Mother’s Day Peace

In honour of the day, here is a bit about the North American origins of Mother’s Day.

In 1872, Julia Ward Howe, suffragist and author of the lyrics to the Battle Hymn of the Republic, was stirred into activism after the brutal Franco-Prussian war. She attempted to coordinate an international pacifist conference, but had little response or even interest from the male population. She appealed to war mothers, the women who supported the husbands and sons at war, pleading “Why do not the mothers of mankind interfere in these matters to prevent the waste of that human life of which they alone bear and know the cost?” Soon, Howe headed the American branch of the Woman’s International Peace Association, which observed a day dedicated to peace.
The Origin of Mother’s Day

The cause of world peace was the impetus for Julia Ward Howe’s establishment, over a century ago, of a special day for mothers. Following unsuccessful efforts to pull together an international pacifist conference after the Franco-Prussian War, Howe began to think of a global appeal to women.
“While the war was still in progress,” she wrote, she keenly felt the “cruel and unnecessary character of the contest.” She believed, as any woman might, that it could have been settled without bloodshed.
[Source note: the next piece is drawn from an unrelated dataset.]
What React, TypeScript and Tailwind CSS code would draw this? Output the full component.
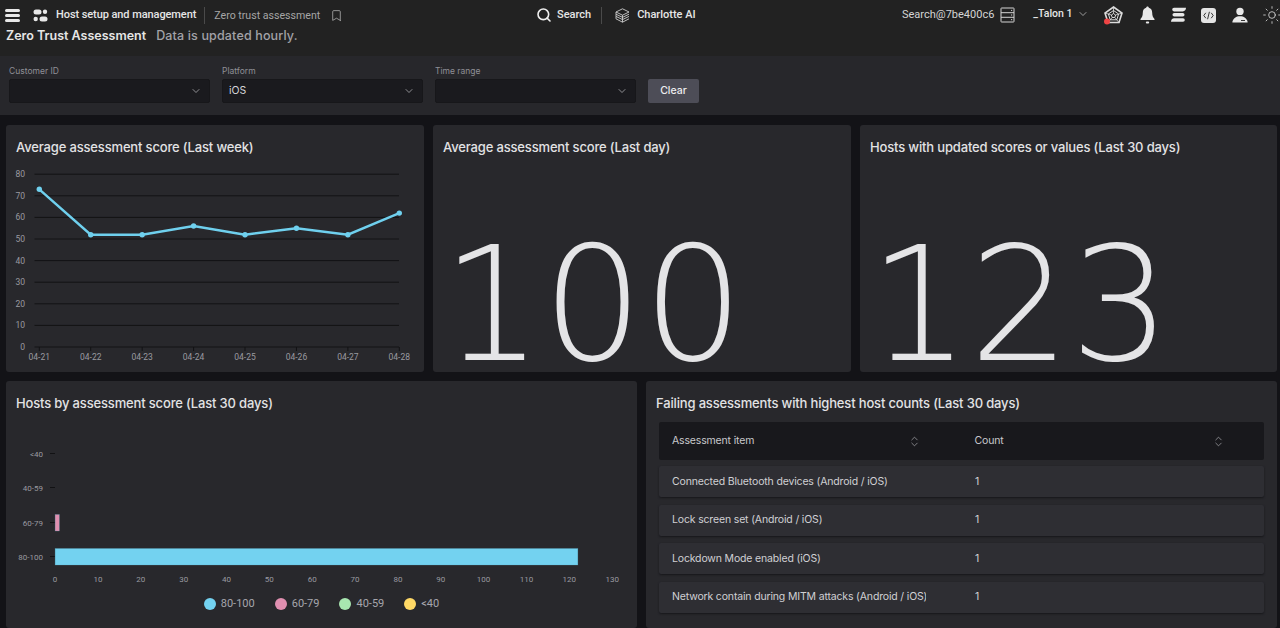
import React from 'react';
import { Bookmark, ChevronDown, ChevronsUpDown, Search, Sun } from 'lucide-react';

const weekScores = [
  { day: '04-21', score: 73 },
  { day: '04-22', score: 52 },
  { day: '04-23', score: 52 },
  { day: '04-24', score: 56 },
  { day: '04-25', score: 52 },
  { day: '04-26', score: 55 },
  { day: '04-27', score: 52 },
  { day: '04-28', score: 62 },
];

const hostBars = [
  { label: '<40', y: 28.5, value: 0, color: '#ffd966' },
  { label: '40-59', y: 62.5, value: 0, color: '#a8e6b0' },
  { label: '60-79', y: 97.5, value: 1, color: '#e08fb0' },
  { label: '80-100', y: 131.5, value: 122, color: '#73d2f0' },
];

const legend = [
  { label: '80-100', color: 'bg-[#73d2f0]' },
  { label: '60-79', color: 'bg-[#e08fb0]' },
  { label: '40-59', color: 'bg-[#a8e6b0]' },
  { label: '<40', color: 'bg-[#ffd966]' },
];

const failing = [
  'Connected Bluetooth devices (Android / iOS)',
  'Lock screen set (Android / iOS)',
  'Lockdown Mode enabled (iOS)',
  'Network contain during MITM attacks (Android / iOS)',
];

const AppIcon = () => (
  <svg width="15" height="15" viewBox="0 0 15 15" fill="#e8e8e8">
    <rect x="0.5" y="1.5" width="8" height="5" rx="2.5" />
    <circle cx="12" cy="3.7" r="2.2" />
    <circle cx="2.7" cy="11" r="2.2" />
    <rect x="6.500" y="8.500" width="8" height="5" rx="2.5" />
  </svg>
);

const CharlotteIcon = () => (
  <svg width="15" height="15" viewBox="0 0 15 15" fill="none" stroke="#cfcfcf" strokeWidth="0.9">
    <path d="M7.5 0.8 14 4 7.5 7.2 1 4Z" />
    <path d="M1 4v2.2l6.5 3.2L14 6.2" />
    <path d="M1 6.2v2.2l6.5 3.2L14 8.4" />
    <path d="M1 8.4v2.4l6.5 3.4 6.5-3.4" />
    <path d="M7.5 7.2v7" />
  </svg>
);

const ServerIcon = () => (
  <svg width="15" height="16" viewBox="0 0 15 16" fill="none" stroke="#d4d4d4" strokeWidth="1">
    <rect x="1" y="1" width="13" height="14" rx="0.5" />
    <path d="M1 5.7h13M1 10.3h13" />
    <path d="M11 3.4h1.2M11 8h1.2M11 12.7h1.2" />
  </svg>
);

const WebIcon = () => (
  <svg width="19" height="19" viewBox="0 0 19 19" fill="none" stroke="#dcdcdc">
    <path d="M9.5 1 18 7 15 16.5H4L1 7Z" strokeWidth="1.6" />
    <path d="M9.5 4.5 14.6 8 12.8 13.8H6.2L4.4 8Z" strokeWidth="1" />
    <path d="M9.5 7.5 11.6 9 10.8 11.5H8.2L7.4 9Z" strokeWidth="1" />
    <path d="M9.5 1v6.5M18 7l-6.4 2M15 16.5l-4.2-5M4 16.5l4.2-5M1 7l6.4 2" strokeWidth="0.8" />
    <circle cx="3" cy="15.5" r="3" fill="#ef4444" stroke="none" />
  </svg>
);

const BellIcon = () => (
  <svg width="15" height="18" viewBox="0 0 15 18" fill="#e8e8e8">
    <path d="M7.5 0.5c.8 0 1.3.6 1.3 1.3 2.4.6 3.4 2.6 3.4 5 0 3.2.8 4.6 2.3 6.2v1H.5v-1C2 11.4 2.8 10 2.8 6.8c0-2.4 1-4.4 3.4-5 0-.7.5-1.3 1.3-1.3Z" />
    <rect x="5.8" y="15.4" width="3.4" height="2.2" rx="1.1" />
  </svg>
);

const StackIcon = () => (
  <svg width="15" height="16" viewBox="0 0 15 16" fill="#e8e8e8">
    <path d="M3 0.8h12c0 2-1.2 3.6-3.2 3.6H3a1.8 1.8 0 0 1 0-3.6Z" />
    <rect x="1.5" y="6" width="12" height="3.6" rx="1.8" />
    <path d="M3.2 11.2H12a1.8 1.8 0 0 1 0 3.6H0c0-2 1.2-3.6 3.2-3.6Z" />
  </svg>
);

const CodeIcon = () => (
  <div className="flex h-[15px] w-[15px] items-center justify-center rounded-[3px] bg-[#e4e4e4]">
    <svg width="11" height="9" viewBox="0 0 11 9" fill="none" stroke="#222222" strokeWidth="0.9">
      <path d="M2.8 1.8.8 4.5l2 2.7M8.2 1.8l2 2.7-2 2.7M6.4.8 4.6 8.2" />
    </svg>
  </div>
);

const UserIcon = () => (
  <svg width="16" height="16" viewBox="0 0 16 16" fill="#e8e8e8">
    <circle cx="8" cy="4.4" r="3.7" />
    <path d="M8 9.2c3.8 0 6.8 2 7.6 5.6v.6H.4v-.6C1.200 11.200 4.200 9.200 8 9.200Z" />
    <rect x="9" y="13" width="4" height="0.9" fill="#222222" />
  </svg>
);

const Filter = ({ label, value }: { label: string; value?: string }) => (
  <div className="flex w-[201px] flex-col gap-[2px]">
    <label className="text-[8.5px] leading-[12px] text-[#8f8f96]">{label}</label>
    <div className="flex h-[24px] items-center justify-between rounded-[2px] border border-[#17171a] bg-[#1a1a1e] pl-[6px] pr-[7px] text-[10.5px] text-[#d4d4d8]">
      <span>{value}</span>
      <ChevronDown size={12} strokeWidth={1.5} className="text-[#b4b4b8]" />
    </div>
  </div>
);

const Card = ({ title, className, children }: { title: string; className: string; children?: React.ReactNode }) => (
  <section className={`flex h-[247px] flex-col overflow-hidden rounded-[3px] bg-[#28282c] ${className}`}>
    <h2 className="h-[44px] shrink-0 pl-[10px] pt-[14px] text-[13px] font-medium leading-[17px] tracking-[-0.16px] text-[#e2e2e4]">{title}</h2>
    {children}
  </section>
);

const BigNumber = ({ value }: { value: string }) => (
  <div className="flex flex-1 items-end pl-[9px] font-['DejaVu_Sans',sans-serif] text-[158px] font-extralight leading-[133px] text-[#e4e4e6]">
    {value}
  </div>
);

const LineChart = () => {
  const toX = (i: number) => 33.3 + i * 51.43;
  const toY = (v: number) => 178 - v * 2.16;
  const line = weekScores.map((p, i) => `${toX(i)},${toY(p.score)}`).join(' ');
  return (
    <svg width="418" height="203" viewBox="0 0 418 203" className="block" fontFamily="Roboto, sans-serif">
      {[0, 10, 20, 30, 40, 50, 60, 70, 80].map((v) => (
        <g key={v}>
          <line x1="28.500" x2="393" y1={toY(v)} y2={toY(v)} stroke="#121214" strokeWidth="1" />
          <text x="19" y={toY(v) + 3} fontSize="8.500" fill="#9a9aa0" textAnchor="end">{v}</text>
        </g>
      ))}
      {weekScores.map((p, i) => (
        <g key={p.day}>
          <line x1={toX(i)} x2={toX(i)} y1="178" y2="182" stroke="#121214" />
          <text x={toX(i)} y="191" fontSize="8.500" fill="#9a9aa0" textAnchor="middle">{p.day}</text>
        </g>
      ))}
      <polyline points={line} fill="none" stroke="#6fd0ee" strokeWidth="2.400" />
      {weekScores.map((p, i) => (
        <circle key={p.day} cx={toX(i)} cy={toY(p.score)} r="2.700" fill="#6fd0ee" />
      ))}
    </svg>
  );
};

const BarChart = () => {
  const unit = 4.285;
  const toX = (v: number) => 49.1 + v * unit;
  const ticks = Array.from({ length: 14 }, (_, i) => i * 10);
  return (
    <svg width="631" height="160" viewBox="0 0 631 160" className="block" fontFamily="Roboto, sans-serif">
      {hostBars.map((b) => (
        <g key={b.label}>
          <line x1="44" x2="49" y1={b.y} y2={b.y} stroke="#121214" />
          <text x="37" y={b.y + 3} fontSize="8" fill="#9a9aa0" textAnchor="end">{b.label}</text>
          {b.value > 0 && (
            <rect x={toX(0)} y={b.y - 8} width={b.value * unit} height="16.500" fill={b.color} stroke="#5aa9c4" strokeOpacity="0.5" strokeWidth="0.500" />
          )}
        </g>
      ))}
      {ticks.map((t) => (
        <text key={t} x={toX(t)} y="157" fontSize="8" fill="#9a9aa0" textAnchor="middle">{t}</text>
      ))}
    </svg>
  );
};

export default function App() {
  return (
    <div className="flex h-[628px] w-[1280px] flex-col overflow-hidden bg-[#131317] font-['Inter',sans-serif]">
      <header className="flex h-[30px] shrink-0 items-center whitespace-nowrap bg-[#222222] font-['Roboto',sans-serif] text-[11px] text-[#e6e6e6]">
        <div className="flex w-[538px] shrink-0 items-center">
          <div className="ml-[5px] flex h-[13px] w-[15px] flex-col justify-between">
            <span className="h-[3px] rounded-full bg-[#e8e8e8]" />
            <span className="h-[3px] rounded-full bg-[#e8e8e8]" />
            <span className="h-[3px] rounded-full bg-[#e8e8e8]" />
          </div>
          <span className="ml-[13px]"><AppIcon /></span>
          <span className="ml-[8px] mt-px font-medium tracking-[-0.08px]">Host setup and management</span>
          <span className="ml-[8px] h-[17px] w-px bg-[#4a4a4a]" />
          <span className="ml-[9px] mt-px text-[10.6px] text-[#a6a6a6]">Zero trust assessment</span>
          <Bookmark size={13} strokeWidth={1.4} className="ml-[10px] text-[#b8b8b8]" />
        </div>
        <div className="flex w-[364px] shrink-0 items-center">
          <Search size={16} strokeWidth={2.4} className="-ml-[2px] text-[#efefef]" />
          <span className="ml-[5px] mt-px font-medium">Search</span>
          <span className="ml-[10px] h-[17px] w-px bg-[#4a4a4a]" />
          <span className="ml-[13px]"><CharlotteIcon /></span>
          <span className="ml-[7px] mt-px font-medium">Charlotte AI</span>
        </div>
        <div className="flex flex-1 items-center">
          <span className="mt-px text-[#d4d4d4]">Search@7be400c6</span>
          <span className="ml-[6px]"><ServerIcon /></span>
          <span className="ml-[18px] -mt-[2px] text-[10.5px] font-medium">_Talon 1</span>
          <ChevronDown size={12} strokeWidth={1.4} className="ml-[4px] -mt-[3px] text-[#cfcfcf]" />
          <span className="ml-[15px]"><WebIcon /></span>
          <span className="ml-[17px]"><BellIcon /></span>
          <span className="ml-[16px]"><StackIcon /></span>
          <span className="ml-[15px]"><CodeIcon /></span>
          <span className="ml-[16px]"><UserIcon /></span>
          <Sun size={20} strokeWidth={1} className="ml-[14px] shrink-0 text-[#d8d8d8]" />
        </div>
      </header>

      <div className="flex h-[26px] shrink-0 gap-[10px] overflow-hidden bg-[#222222] pl-[6px] text-[12.5px] font-semibold leading-[15px]">
        <span className="-mt-[2px] text-[#e6e6e6]">Zero Trust Assessment</span>
        <span className="-mt-[2px] font-medium tracking-[0.15px] text-[#a3a3a8]">Data is updated hourly.</span>
      </div>

      <div className="flex h-[59px] shrink-0 items-start gap-[12px] bg-[#27272b] pl-[9px] pt-[9px]">
        <Filter label="Customer ID" />
        <Filter label="Platform" value="iOS" />
        <Filter label="Time range" />
        <button className="mt-[14px] h-[24px] w-[51px] rounded-[2px] bg-[#4d4d57] text-[10.5px] font-medium text-[#ececee]">Clear</button>
      </div>

      <main className="flex flex-1 flex-col gap-[9px] pl-[6px] pr-[3px] pt-[10px]">
        <div className="flex gap-[9px]">
          <Card title="Average assessment score (Last week)" className="w-[418px]">
            <LineChart />
          </Card>
          <Card title="Average assessment score (Last day)" className="w-[418px]">
            <BigNumber value="100" />
          </Card>
          <Card title="Hosts with updated scores or values (Last 30 days)" className="w-[417px]">
            <BigNumber value="123" />
          </Card>
        </div>
        <div className="flex gap-[9px]">
          <Card title="Hosts by assessment score (Last 30 days)" className="w-[631px]">
            <BarChart />
            <div className="flex items-center justify-center gap-[20px] pt-[12px] font-['Roboto',sans-serif] text-[11px] leading-[13px] text-[#a6a6ac]">
              {legend.map((l) => (
                <div key={l.label} className="flex items-center gap-[5px]">
                  <span className={`h-[12px] w-[12px] rounded-full ${l.color}`} />
                  <span>{l.label}</span>
                </div>
              ))}
            </div>
          </Card>
          <Card title="Failing assessments with highest host counts (Last 30 days)" className="w-[631px]">
            <div className="-mt-[3px] flex flex-col px-[13px] tracking-[-0.16px]">
              <div className="flex h-[38px] items-center rounded-[2px] bg-[#18181c] text-[10.5px] text-[#c8c8cc]">
                <div className="flex w-[303px] items-center justify-between pl-[13px] pr-[41px]">
                  <span>Assessment item</span>
                  <ChevronsUpDown size={13} strokeWidth={1.2} className="text-[#b8b8bc]" />
                </div>
                <div className="flex w-[303px] items-center justify-between pr-[39px]">
                  <span className="pl-[13px]">Count</span>
                  <ChevronsUpDown size={13} strokeWidth={1.2} className="text-[#b8b8bc]" />
                </div>
              </div>
              <div className="mt-[6px] flex flex-col gap-[7.500px]">
                {failing.map((item) => (
                  <div key={item} className="flex h-[31px] items-center rounded-[2px] bg-[#2e2e33] text-[10.5px] text-[#d0d0d4] shadow-[0_1px_2px_#17171a]">
                    <span className="ml-[13px] w-[254px] overflow-hidden whitespace-nowrap">{item}</span>
                    <span className="ml-[49px]">1</span>
                  </div>
                ))}
              </div>
            </div>
          </Card>
        </div>
      </main>
    </div>
  );
}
And, she wondered, “Why do not the mothers of mankind interfere in these matters to prevent the waste of that human life of which they alone bear and know the cost?”
Howe’s version of Mother’s Day, which served as an occasion for advocating peace, was held successfully in Boston and elsewhere for several years, but eventually lost popularity and disappeared from public notice in the years preceding World War I.